SOURCE DATA
--
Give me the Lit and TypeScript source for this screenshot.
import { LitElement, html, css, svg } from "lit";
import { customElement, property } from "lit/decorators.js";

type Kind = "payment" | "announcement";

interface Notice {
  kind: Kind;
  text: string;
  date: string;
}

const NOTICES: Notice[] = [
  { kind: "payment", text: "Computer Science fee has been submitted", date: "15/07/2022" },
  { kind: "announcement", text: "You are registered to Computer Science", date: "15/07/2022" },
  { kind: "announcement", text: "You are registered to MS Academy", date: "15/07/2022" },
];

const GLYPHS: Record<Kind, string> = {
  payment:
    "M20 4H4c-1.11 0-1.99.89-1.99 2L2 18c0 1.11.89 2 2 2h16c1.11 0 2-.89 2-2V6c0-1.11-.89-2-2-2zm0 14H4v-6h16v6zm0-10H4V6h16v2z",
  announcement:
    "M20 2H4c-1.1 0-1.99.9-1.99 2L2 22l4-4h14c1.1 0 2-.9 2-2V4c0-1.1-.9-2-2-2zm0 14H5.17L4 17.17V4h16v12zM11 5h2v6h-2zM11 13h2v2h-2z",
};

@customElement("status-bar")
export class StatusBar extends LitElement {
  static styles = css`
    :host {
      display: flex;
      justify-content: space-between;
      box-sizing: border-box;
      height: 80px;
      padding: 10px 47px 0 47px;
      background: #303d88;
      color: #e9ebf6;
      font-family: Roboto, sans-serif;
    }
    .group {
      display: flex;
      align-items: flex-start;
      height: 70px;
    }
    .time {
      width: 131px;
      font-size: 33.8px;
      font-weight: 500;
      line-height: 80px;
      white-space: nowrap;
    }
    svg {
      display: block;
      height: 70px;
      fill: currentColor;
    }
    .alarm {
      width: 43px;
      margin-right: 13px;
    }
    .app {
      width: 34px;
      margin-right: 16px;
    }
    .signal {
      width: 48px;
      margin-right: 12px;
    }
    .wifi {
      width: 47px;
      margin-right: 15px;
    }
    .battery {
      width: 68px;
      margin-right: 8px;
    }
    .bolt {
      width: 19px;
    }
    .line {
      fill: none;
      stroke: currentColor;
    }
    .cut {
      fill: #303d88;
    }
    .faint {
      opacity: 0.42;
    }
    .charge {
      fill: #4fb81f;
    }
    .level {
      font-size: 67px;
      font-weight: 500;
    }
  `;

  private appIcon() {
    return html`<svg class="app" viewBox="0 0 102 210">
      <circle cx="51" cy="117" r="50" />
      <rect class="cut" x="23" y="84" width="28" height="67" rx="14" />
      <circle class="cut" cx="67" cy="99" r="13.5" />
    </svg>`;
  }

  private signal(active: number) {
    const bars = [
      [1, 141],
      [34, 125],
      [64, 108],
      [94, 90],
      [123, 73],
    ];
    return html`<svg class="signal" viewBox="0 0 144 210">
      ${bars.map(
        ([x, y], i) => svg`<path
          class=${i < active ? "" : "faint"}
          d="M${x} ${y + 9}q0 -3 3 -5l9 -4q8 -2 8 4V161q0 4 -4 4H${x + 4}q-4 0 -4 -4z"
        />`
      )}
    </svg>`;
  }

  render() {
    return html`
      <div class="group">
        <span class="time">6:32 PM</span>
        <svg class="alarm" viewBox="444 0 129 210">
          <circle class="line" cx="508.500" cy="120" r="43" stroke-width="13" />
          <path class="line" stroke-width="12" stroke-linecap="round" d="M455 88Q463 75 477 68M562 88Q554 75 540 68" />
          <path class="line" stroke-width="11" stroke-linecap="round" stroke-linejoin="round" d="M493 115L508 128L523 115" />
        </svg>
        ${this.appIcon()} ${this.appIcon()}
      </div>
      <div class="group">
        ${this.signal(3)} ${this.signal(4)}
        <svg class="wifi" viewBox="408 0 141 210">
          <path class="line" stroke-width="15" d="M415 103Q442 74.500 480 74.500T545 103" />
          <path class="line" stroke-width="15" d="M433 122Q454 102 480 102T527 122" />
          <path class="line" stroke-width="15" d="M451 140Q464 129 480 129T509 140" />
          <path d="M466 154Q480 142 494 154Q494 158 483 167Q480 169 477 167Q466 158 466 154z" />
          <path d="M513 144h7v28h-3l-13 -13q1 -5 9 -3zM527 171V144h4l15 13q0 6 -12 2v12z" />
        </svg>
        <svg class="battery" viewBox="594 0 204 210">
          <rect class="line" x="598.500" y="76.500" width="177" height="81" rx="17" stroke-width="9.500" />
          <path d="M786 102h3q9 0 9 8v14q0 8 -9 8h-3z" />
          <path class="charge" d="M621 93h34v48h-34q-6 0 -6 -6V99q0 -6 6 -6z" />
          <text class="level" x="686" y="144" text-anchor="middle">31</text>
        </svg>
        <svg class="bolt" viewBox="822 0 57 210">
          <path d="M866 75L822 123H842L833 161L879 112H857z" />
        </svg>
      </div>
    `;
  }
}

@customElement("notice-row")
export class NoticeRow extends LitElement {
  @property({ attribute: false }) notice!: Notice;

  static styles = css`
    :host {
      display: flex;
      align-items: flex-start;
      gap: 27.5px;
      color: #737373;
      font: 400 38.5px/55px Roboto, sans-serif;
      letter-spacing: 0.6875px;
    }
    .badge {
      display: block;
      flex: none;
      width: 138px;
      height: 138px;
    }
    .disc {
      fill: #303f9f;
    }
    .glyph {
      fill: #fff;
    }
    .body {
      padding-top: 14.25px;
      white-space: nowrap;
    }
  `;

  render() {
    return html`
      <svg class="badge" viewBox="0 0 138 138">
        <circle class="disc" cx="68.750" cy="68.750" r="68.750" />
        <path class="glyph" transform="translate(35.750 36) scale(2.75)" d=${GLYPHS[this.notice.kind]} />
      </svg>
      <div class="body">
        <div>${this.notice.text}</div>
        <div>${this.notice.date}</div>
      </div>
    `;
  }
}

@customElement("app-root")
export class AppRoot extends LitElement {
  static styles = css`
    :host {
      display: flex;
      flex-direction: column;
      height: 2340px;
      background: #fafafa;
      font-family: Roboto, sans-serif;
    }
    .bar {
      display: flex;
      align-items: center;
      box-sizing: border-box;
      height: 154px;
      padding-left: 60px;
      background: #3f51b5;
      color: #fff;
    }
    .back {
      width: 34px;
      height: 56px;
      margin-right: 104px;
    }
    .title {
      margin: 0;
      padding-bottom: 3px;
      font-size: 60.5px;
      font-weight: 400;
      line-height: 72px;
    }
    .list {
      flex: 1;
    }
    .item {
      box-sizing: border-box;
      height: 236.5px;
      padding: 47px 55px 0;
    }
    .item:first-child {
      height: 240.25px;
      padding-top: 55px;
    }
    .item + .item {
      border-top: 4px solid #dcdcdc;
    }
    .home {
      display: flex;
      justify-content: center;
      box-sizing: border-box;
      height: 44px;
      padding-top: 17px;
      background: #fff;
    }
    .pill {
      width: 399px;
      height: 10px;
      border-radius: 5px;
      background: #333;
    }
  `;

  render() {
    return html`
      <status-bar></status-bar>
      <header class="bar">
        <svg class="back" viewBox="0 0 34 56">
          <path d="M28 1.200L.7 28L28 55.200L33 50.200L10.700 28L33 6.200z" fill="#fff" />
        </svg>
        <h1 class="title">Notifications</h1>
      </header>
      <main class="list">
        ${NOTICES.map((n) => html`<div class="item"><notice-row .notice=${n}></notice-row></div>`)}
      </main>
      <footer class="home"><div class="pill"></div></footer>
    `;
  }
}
--
Pick out the lines containing the string "this" and show them.

Give me the Lit and TypeScript source for this screenshot.
        ${this.appIcon()} ${this.appIcon()}
        ${this.signal(3)} ${this.signal(4)}
        <path class="glyph" transform="translate(35.750 36) scale(2.75)" d=${GLYPHS[this.notice.kind]} />
        <div>${this.notice.text}</div>
        <div>${this.notice.date}</div>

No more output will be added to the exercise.